Tuesday, November 9th, 2021 Alive 18,459 days

A slice of the Hotel Cotton underneath downtown Houston

If you wander through the tunnels under downtown Houston, you might run across this. Itʼs a slice of the old Cotton Hotel, preserved underneath the skyscraper known as 811 Main.

Thereʼs a plaque nearby which explains:

This façade belonged to the historic Hotel Cotton, built in 1913 on the southwest corner of Rusk and Fannin. The majority of the façade is from the original building, yet severe damage to the façade later in the hotelʼs history necessitated part of the structure be recreated.
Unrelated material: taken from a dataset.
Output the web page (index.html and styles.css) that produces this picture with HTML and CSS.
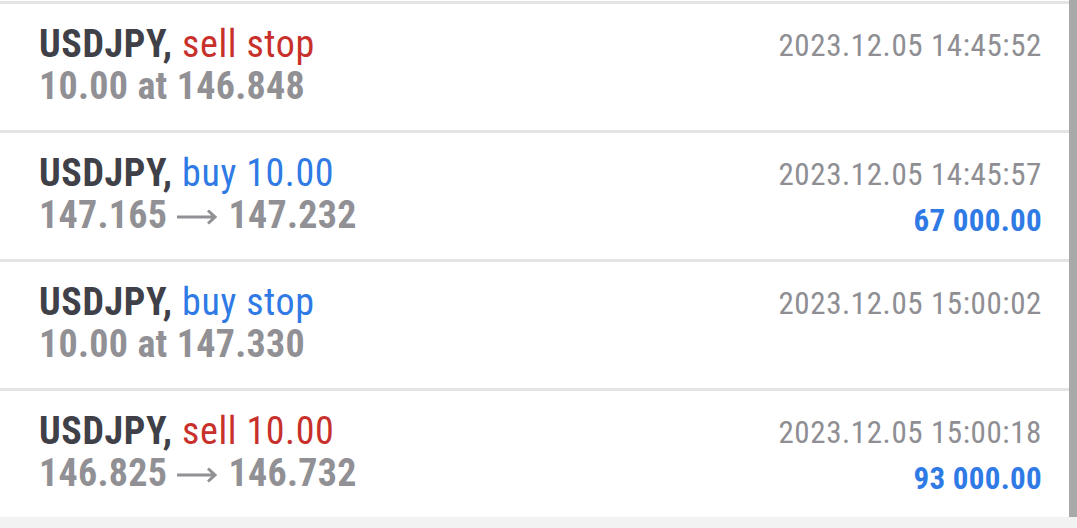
FILE: index.html
```html
<!DOCTYPE html>
<html lang="en">
<head>
    <meta charset="UTF-8">
    <meta name="viewport" content="width=device-width, initial-scale=1.0">
    <title>History</title>
    <link rel="stylesheet" href="styles.css">
</head>
<body>
    <div class="deals">
        <div class="deal">
            <div class="info">
                <div class="title">USDJPY, <span class="sell">sell stop</span></div>
                <div class="price">10.00 at 146.848</div>
            </div>
            <div class="meta">
                <div class="time">2023.12.05 14:45:52</div>
            </div>
        </div>
        <div class="deal">
            <div class="info">
                <div class="title">USDJPY, <span class="buy">buy 10.00</span></div>
                <div class="price">147.165<svg class="arrow" width="40" height="16" viewBox="0 0 40 16"><path d="M0 8H38M31 1.5L38 8L31 14.5" fill="none" stroke="#909095" stroke-width="3"/></svg>147.232</div>
            </div>
            <div class="meta">
                <div class="time">2023.12.05 14:45:57</div>
                <div class="profit">67 000.00</div>
            </div>
        </div>
        <div class="deal">
            <div class="info">
                <div class="title">USDJPY, <span class="buy">buy stop</span></div>
                <div class="price">10.00 at 147.330</div>
            </div>
            <div class="meta">
                <div class="time">2023.12.05 15:00:02</div>
            </div>
        </div>
        <div class="deal">
            <div class="info">
                <div class="title">USDJPY, <span class="sell">sell 10.00</span></div>
                <div class="price">146.825<svg class="arrow" width="40" height="16" viewBox="0 0 40 16"><path d="M0 8H38M31 1.5L38 8L31 14.5" fill="none" stroke="#909095" stroke-width="3"/></svg>146.732</div>
            </div>
            <div class="meta">
                <div class="time">2023.12.05 15:00:18</div>
                <div class="profit">93 000.00</div>
            </div>
        </div>
    </div>
    <div class="footer"></div>
    <div class="scrollbar"></div>
</body>
</html>
```

FILE: styles.css
```css
html, body { overflow: hidden; }
body { margin: 0; background: #fff; font-family: "Roboto Condensed", Roboto, "Liberation Sans", sans-serif; }
.deals { padding-top: 1px; padding-right: 8px; }
.deal { display: flex; justify-content: space-between; border-top: 3px solid #e4e4e4; padding: 19px 27px 0 39px; height: 107px; }
.title { font-size: 38px; line-height: 42px; font-weight: 700; color: #404048; letter-spacing: 0.6px; }
.title .sell, .title .buy { font-weight: 400; }
.sell { color: #c8312b; }
.buy { color: #2f7ae5; }
.price { font-size: 38px; line-height: 42px; font-weight: 700; color: #909095; letter-spacing: 0.3px; }
.arrow { vertical-align: 3px; margin: 0 11px 0 10px; }
.meta { text-align: right; }
.time { font-size: 31px; line-height: 46px; color: #8e8e93; letter-spacing: 0.6px; }
.profit { font-size: 31px; line-height: 46px; font-weight: 700; color: #2f7ae5; letter-spacing: 0.3px; }
.footer { height: 11px; background: #f2f2f2; }
.scrollbar { position: fixed; top: 0; right: 0; bottom: 11px; width: 8px; background: #a9a9a9; }
```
The 11-story Hotel Cotton was developed by Almon Cotton, a wealthy, investment-loan man from Colorado. When the Cotton first opened its doors on Saturday, March 1, 1913, people called the building sensational — it was the first hotel in downtown Houston with a bath in all 152 rooms! Although it was located in what some still considered the countryside (the city had to clear weeds on adjacent land), the Cotton charged very high rates at $1.50 per room and had steady business from the start. The neighboring Stowers Furniture Company building, which still stands today, supplied the first furniture for the Cotton. One Houston newspaper later branded the Cotton as the “Shamrock of 1913,” which exemplifies its luxurious and impressive modernity at the time.

Soon after its opening, the Cotton passed through a series of owners, where its name was eventually changed to the Montagu Hotel. After falling into extreme disrepair, the hotel was demolished on January 20, 2007.